Challenges remain—and finding supportive, credible local partners to mobilize farmers is one of them.
“In addition, governmental agencies do not have any policies to leverage private-sector technologies that support farmers. This policy gap is another challenge we are facing.”
Mashrur relies on non-governmental organizations (NGOs) and competitions, such as the International Trade Centre’s Youth Ecopreneur Awards, to raise awareness. After having won the pitch competition in Mongolia in the summer of 2023, the World Intellectual Property Organization (WIPO) supported iPAGE in applying for several intellectual property right claims.
“Participating in these global competitions can lead to not just finance but also strategic resources, partnerships, and our words in the right ears.”
Mashrur’s ambitions are high: his goal is to capture 5% of the country’s smallholder farmer base by 2025. The more farmers, the more data; the more data, the more precision he hopes to deliver to farmers as well as to all essential ecosystem actors, like buyers, banks, insurers.
“We also plan to increase our focus on protecting our intellectual property.
We have several innovations that could offer solutions to farmers and ecosystem players beyond Bangladeshi borders. The quality of the delivery could deteriorate if not protected.”
In the long term, through iPAGE, Mashrur wants to facilitate at least 10% of the production of Bangladesh’s domestic grain demand, while looking at becoming an Impact Unicorn from South East Asia by 2028. A noble goal to which to aspire!
- Stand up and talk about your needs. No one will value and understand what you do if you do not communicate clearly.
- Be honest with yourself. What is your drive? No one in the world can inspire you, you must listen to yourself.
- Take the risk. Get out of your comfort zone and never fear to fail. Otherwise, there is no joy in winning.

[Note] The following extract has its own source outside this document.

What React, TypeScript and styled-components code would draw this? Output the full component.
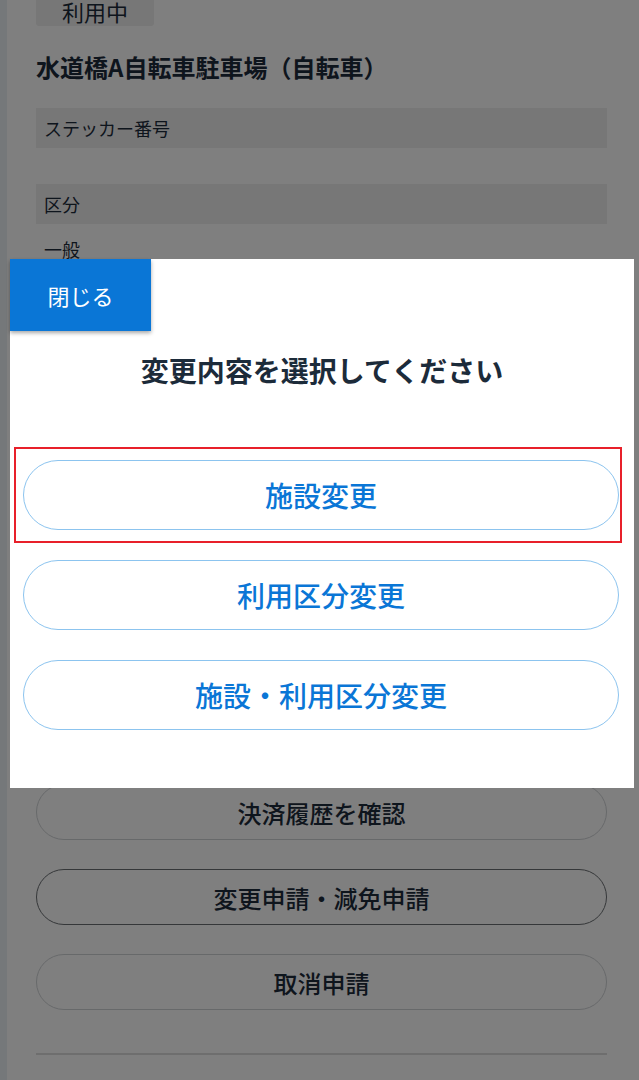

By winning the International Trade Centre’s Youth Ecopreneur Award in the category of land restoration, the Bangladeshi company took home $5,000 in seed funding and will receive capacity building support to scale up their businesses. The prize packages are provided by the International Trade Centre, the G20 Global Land Initiative of the United Nations Convention to Combat Desertification, the World Intellectual Property Organization, Google's Startups for Sustainable Development programme, and the multinational law firm Sidley Austin.